Aunque no sea nacido allí, me siento uno más de allí. Y es que el municipio leonés de Toral de los Guzmanes se ha convertido por méritos propios en mi pueblo de adopción. Me gusta perderme por sus calles, encontrarme con sus vecinos, reencontrarme con sus puntos de interés... Degustar la repostería de las monjitas jerónimas de su monasterio, regustar una comida en sus restaurantes. De entre estos, ese que se ubica en su Palacio, pieza singular de la arquitectura tapial, construido en el siglo XIII; allá donde pernoctaron los Reyes Católicos y cuya ala oeste alberga actualmente una de las joyas de nuestra corona: el Museo del Botijo.
Con varios miles de piezas, este edificio reúne la mayor colección de botijos del mundo, figurando por ello desde el año 1997 en el Libro Guiness de los Récords. No en vano, constituye uno de los mejores reclamos turísticos de la zona, habiéndolo visitado en distintas ocasiones -una vez, entre amigos, llegué incluso a ser el guía que lo explicaba- y dando fe en primera persona de su valor. Sin duda, de lo más recomendable.
Sin embargo, su pervivencia corre peligro. Recientemente, su propietario lo ha puesto a la venta y, en el caso de que esta no se consume, tiene intención de llevarlo a otro lugar.
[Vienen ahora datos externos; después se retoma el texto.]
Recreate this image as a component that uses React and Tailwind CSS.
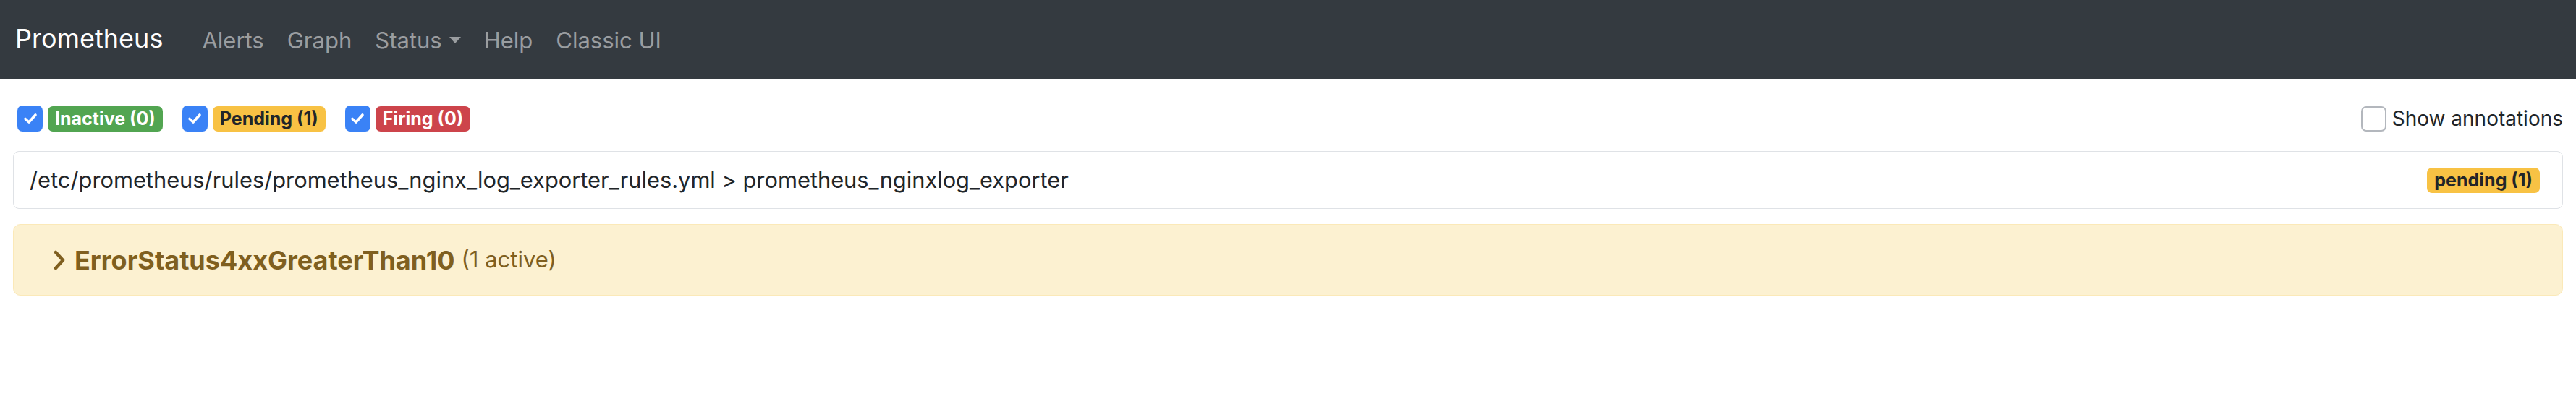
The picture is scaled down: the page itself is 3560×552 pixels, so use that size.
const font = { fontFamily: 'Inter, "Liberation Sans", sans-serif' }

function Check({ checked }) {
  if (!checked) {
    return <span className="w-[35px] h-[35px] rounded-[7px] border-2 border-[#b3b7bd] bg-white flex-shrink-0" />
  }
  return (
    <span className="w-[35px] h-[36px] rounded-[7px] bg-[#3a82f6] flex items-center justify-center flex-shrink-0">
      <svg width="20" height="16" viewBox="0 0 20 16" fill="none">
        <path d="M3 8.5 L8 13 L17 3" stroke="white" strokeWidth="3.6" strokeLinecap="round" strokeLinejoin="round" />
      </svg>
    </span>
  )
}

function Badge({ children, color }) {
  return (
    <span className={`h-[35px] px-[10px] rounded-[7px] flex items-center text-[25px] font-bold leading-none ${color}`}>
      {children}
    </span>
  )
}

export default function App() {
  const filters = [
    { label: 'Inactive (0)', color: 'bg-[#52a551] text-white' },
    { label: 'Pending (1)', color: 'bg-[#f8c244] text-[#212529]' },
    { label: 'Firing (0)', color: 'bg-[#cd444b] text-white' },
  ]

  return (
    <div className="w-[3560px] h-[552px] bg-white text-[#212529]" style={font}>
      {/* navbar */}
      <nav className="h-[109px] bg-[#343a40] flex items-center pl-[21px]">
        <span className="text-[36px] text-white leading-none mr-[38px] mb-[3px]">Prometheus</span>
        {['Alerts', 'Graph'].map(l => (
          <span key={l} className="px-[16px] text-[31px] text-[#9a9da0] leading-none mt-[2px]">{l}</span>
        ))}
        <span className="px-[16px] text-[31px] text-[#9a9da0] leading-none mt-[2px] flex items-center gap-[10px]">
          Status
          <span className="w-0 h-0 border-l-[8px] border-r-[8px] border-t-[9px] border-l-transparent border-r-transparent border-t-[#9a9da0]" />
        </span>
        {['Help', 'Classic UI'].map(l => (
          <span key={l} className="px-[16px] text-[31px] text-[#9a9da0] leading-none mt-[2px]">{l}</span>
        ))}
      </nav>

      <div className="px-[18px] pt-[37px]">
        {/* filter row */}
        <div className="flex items-center justify-between">
          <div className="flex items-center gap-[27px] pl-[6px]">
            {filters.map(f => (
              <label key={f.label} className="flex items-center gap-[7px]">
                <Check checked />
                <Badge color={f.color}>{f.label}</Badge>
              </label>
            ))}
          </div>
          <label className="flex items-center gap-[8px]">
            <Check />
            <span className="text-[28px] leading-none">Show annotations</span>
          </label>
        </div>

        {/* group header */}
        <div className="mt-[27px] h-[80px] border border-[#dfe2e6] rounded-[8px] flex items-center justify-between pl-[22px] pr-[31px]">
          <span className="text-[30.8px]">/etc/prometheus/rules/prometheus_nginx_log_exporter_rules.yml &gt; prometheus_nginxlog_exporter</span>
          <Badge color="bg-[#f8c244] text-[#212529]">pending (1)</Badge>
        </div>

        {/* alert rule */}
        <div className="mt-[21px] h-[99px] bg-[#fcf1d1] border border-[#fbe9b8] rounded-[10px] flex items-center pl-[54px] text-[#7f5f1f]">
          <svg width="18" height="28" viewBox="0 0 18 28" fill="none" className="mr-[12px]">
            <path d="M4 3 L14 14 L4 25" stroke="currentColor" strokeWidth="4.5" strokeLinecap="round" strokeLinejoin="round" />
          </svg>
          <span className="text-[36px] font-bold">ErrorStatus4xxGreaterThan10</span>
          <span className="text-[31px] ml-[9px]">(1 active)</span>
        </div>
      </div>
    </div>
  )
}
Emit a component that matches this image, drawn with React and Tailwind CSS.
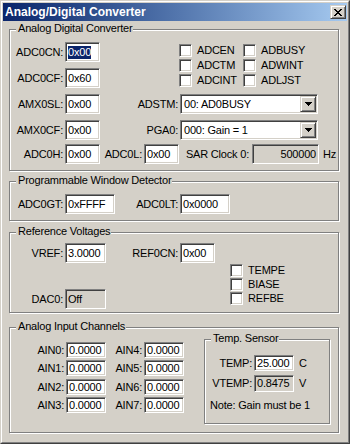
import React from "react";

const sunken =
  "border border-t-[#808080] border-l-[#808080] border-r-white border-b-white shadow-[inset_1px_1px_0_#404040,inset_-1px_-1px_0_#d4d0c8]";
const raised =
  "border border-t-[#d4d0c8] border-l-[#d4d0c8] border-r-[#404040] border-b-[#404040] shadow-[inset_1px_1px_0_#ffffff,inset_-1px_-1px_0_#808080] bg-[#d4d0c8]";
const etched =
  "relative border border-[#808080] shadow-[inset_1px_1px_0_#ffffff,1px_1px_0_#ffffff]";

function Edit({ w, h = "h-[20px]", ro, right, ml = "ml-[2px]", children }) {
  return (
    <div
      className={`${sunken} ${w} ${h} ${ml} shrink-0 flex items-center px-[2px] whitespace-nowrap overflow-hidden ${
        ro ? "bg-[#d4d0c8]" : "bg-white"
      } ${right ? "justify-end" : ""}`}
    >
      {children}
    </div>
  );
}

function Lbl({ w, children }) {
  return <div className={`${w} shrink-0 text-right whitespace-nowrap`}>{children}</div>;
}

function Arrow() {
  return (
    <svg width="7" height="4" viewBox="0 0 7 4" shapeRendering="crispEdges">
      <path d="M0 0h7v1h-1v1h-1v1h-1v1h-1v-1h-1v-1h-1v-1h-1z" fill="#000" />
    </svg>
  );
}

function Select({ w, children }) {
  return (
    <div className={`${sunken} ${w} h-[20px] ml-[2px] bg-white flex items-stretch p-[1px] shrink-0`}>
      <div className="flex-1 flex items-center pl-[2px] whitespace-nowrap overflow-hidden">{children}</div>
      <div className={`${raised} w-[16px] flex items-center justify-center`}>
        <Arrow />
      </div>
    </div>
  );
}

function Check({ children }) {
  return (
    <div className="flex items-center h-[14px]">
      <div className={`${sunken} w-[13px] h-[13px] bg-white shrink-0`} />
      <span className="ml-[5px] whitespace-nowrap">{children}</span>
    </div>
  );
}

function Legend({ children }) {
  return (
    <span className="absolute left-[6px] top-[-8px] bg-[#d4d0c8] pl-[2px] pr-[1px] whitespace-nowrap">
      {children}
    </span>
  );
}

function CloseX() {
  return (
    <svg width="8" height="7" viewBox="0 0 8 7" shapeRendering="crispEdges">
      <path
        d="M0 0h2v1h-2z M6 0h2v1h-2z M1 1h2v1h-2z M5 1h2v1h-2z M2 2h4v1h-4z M3 3h2v1h-2z M2 4h4v1h-4z M1 5h2v1h-2z M5 5h2v1h-2z M0 6h2v1h-2z M6 6h2v1h-2z"
        fill="#000"
      />
    </svg>
  );
}

function AinRow({ a, b, className = "" }) {
  return (
    <div className={`flex items-center h-[16px] ${className}`}>
      <Lbl w="w-[54px]">{a}:</Lbl>
      <Edit w="w-[40px]" h="h-[16px]">0.0000</Edit>
      <Lbl w="w-[36px]">{b}:</Lbl>
      <Edit w="w-[40px]" h="h-[16px]">0.0000</Edit>
    </div>
  );
}

export default function App() {
  return (
    <div className="w-[350px] h-[444px] bg-[#d4d0c8] border border-t-[#d4d0c8] border-l-[#d4d0c8] border-r-[#404040] border-b-[#404040] font-['Liberation_Sans',Arial,sans-serif] text-[11px] leading-[13px] tracking-[-0.2px] text-black overflow-hidden">
      <div className="h-full border border-t-white border-l-white border-r-[#808080] border-b-[#808080] p-[1px] flex flex-col">
        {/* Title bar */}
        <div className="h-[18px] shrink-0 bg-linear-to-r from-[#0a246a] to-[#a6caf0] flex items-center pl-[2px] pr-[1px]">
          <span className="font-bold text-white text-[12px] tracking-normal leading-[14px] whitespace-nowrap">
            Analog/Digital Converter
          </span>
          <div className={`${raised} ml-auto w-[16px] h-[14px] flex items-center justify-center pr-[1px]`}>
            <CloseX />
          </div>
        </div>

        {/* Client area */}
        <div className="flex flex-col pl-[6px]">
          {/* Analog Digital Converter */}
          <div className={`${etched} w-[330px] h-[142px] mt-[8px] pt-[12px]`}>
            <Legend>Analog Digital Converter</Legend>
            <div className="flex">
              <div className="flex flex-col gap-[6px]">
                <div className="flex items-center h-[20px]">
                  <Lbl w="w-[53px]">ADC0CN:</Lbl>
                  <Edit w="w-[35px]">
                    <span className="bg-[#0a246a] text-white">0x00</span>
                  </Edit>
                </div>
                <div className="flex items-center h-[20px]">
                  <Lbl w="w-[53px]">ADC0CF:</Lbl>
                  <Edit w="w-[35px]">0x60</Edit>
                </div>
              </div>
              <div className="ml-[79px] mt-[1px] grid grid-cols-[64px_auto]">
                <Check>ADCEN</Check>
                <Check>ADBUSY</Check>
                <Check>ADCTM</Check>
                <Check>ADWINT</Check>
                <Check>ADCINT</Check>
                <Check>ADLJST</Check>
              </div>
            </div>
            <div className="flex items-center h-[20px] mt-[6px]">
              <Lbl w="w-[53px]">AMX0SL:</Lbl>
              <Edit w="w-[35px]">0x00</Edit>
              <Lbl w="w-[78px]">ADSTM:</Lbl>
              <Select w="w-[138px]">00: AD0BUSY</Select>
            </div>
            <div className="flex items-center h-[20px] mt-[6px]">
              <Lbl w="w-[53px]">AMX0CF:</Lbl>
              <Edit w="w-[35px]">0x00</Edit>
              <Lbl w="w-[78px]">PGA0:</Lbl>
              <Select w="w-[138px]">000: Gain = 1</Select>
            </div>
            <div className="flex items-center h-[20px] mt-[4px]">
              <Lbl w="w-[53px]">ADC0H:</Lbl>
              <Edit w="w-[35px]">0x00</Edit>
              <Lbl w="w-[42px]">ADC0L:</Lbl>
              <Edit w="w-[35px]">0x00</Edit>
              <Lbl w="w-[70px]">SAR Clock 0:</Lbl>
              <Edit w="w-[67px]" ml="ml-[3px]" ro right>
                500000
              </Edit>
              <span className="ml-[4px]">Hz</span>
            </div>
          </div>

          {/* Programmable Window Detector */}
          <div className={`${etched} w-[330px] h-[40px] mt-[10px] pt-[12px]`}>
            <Legend>Programmable Window Detector</Legend>
            <div className="flex items-center h-[20px]">
              <Lbl w="w-[53px]">ADC0GT:</Lbl>
              <Edit w="w-[50px]">0xFFFF</Edit>
              <Lbl w="w-[63px]">ADC0LT:</Lbl>
              <Edit w="w-[50px]">0x0000</Edit>
            </div>
          </div>

          {/* Reference Voltages */}
          <div className={`${etched} w-[330px] h-[81px] mt-[11px] pt-[10px]`}>
            <Legend>Reference Voltages</Legend>
            <div className="flex items-center h-[20px]">
              <Lbl w="w-[53px]">VREF:</Lbl>
              <Edit w="w-[41px]">3.0000</Edit>
              <Lbl w="w-[72px]">REF0CN:</Lbl>
              <Edit w="w-[35px]">0x00</Edit>
            </div>
            <div className="flex">
              <div className="w-[220px] shrink-0">
                <div className="flex items-center h-[20px] mt-[26px]">
                  <Lbl w="w-[53px]">DAC0:</Lbl>
                  <Edit w="w-[41px]" ro>
                    Off
                  </Edit>
                </div>
              </div>
              <div className="flex flex-col">
                <Check>TEMPE</Check>
                <Check>BIASE</Check>
                <Check>REFBE</Check>
              </div>
            </div>
          </div>

          {/* Analog Input Channels */}
          <div className={`${etched} w-[330px] h-[106px] mt-[14px] flex items-start`}>
            <Legend>Analog Input Channels</Legend>
            <div className="flex flex-col mt-[14px]">
              <AinRow a="AIN0" b="AIN4" />
              <AinRow a="AIN1" b="AIN5" className="mt-[2px]" />
              <AinRow a="AIN2" b="AIN6" className="mt-[3px]" />
              <AinRow a="AIN3" b="AIN7" className="mt-[2px]" />
            </div>
            <div className={`${etched} w-[126px] h-[85px] ml-[20px] mt-[11px] pt-[15px]`}>
              <Legend>Temp. Sensor</Legend>
              <div className="flex items-center h-[16px]">
                <Lbl w="w-[47px]">TEMP:</Lbl>
                <Edit w="w-[40px]" h="h-[16px]">
                  25.000
                </Edit>
                <span className="ml-[5px]">C</span>
              </div>
              <div className="flex items-center h-[17px] mt-[4px]">
                <Lbl w="w-[47px]">VTEMP:</Lbl>
                <Edit w="w-[40px]" h="h-[17px]" ro>
                  0.8475
                </Edit>
                <span className="ml-[5px]">V</span>
              </div>
              <div className="mt-[7px] pl-[5px] whitespace-nowrap">Note: Gain must be 1</div>
            </div>
          </div>
        </div>
      </div>
    </div>
  );
}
De ahí que el municipio en pleno, con su alcalde a la cabeza, se esté movilizando, reclamando a las autoridades competentes alguna solución que permita que un museo así siga formando parte de los encantos de Toral.
En verdad que abogo porque nunca se pierda este bien cultural... Porque invertir en estos asuntos, también es apostar contra esa España que se vacía... Porque mantener sus atractivos turísticos son medidas en favor del medio rural.
Por mis orígenes, por mis vivencias, estoy convencido de ello. Y quizá sea también porque en el fondo, dicho con sano orgullo e ironía, yo sea más de pueblo que cualquiera de esos botijos.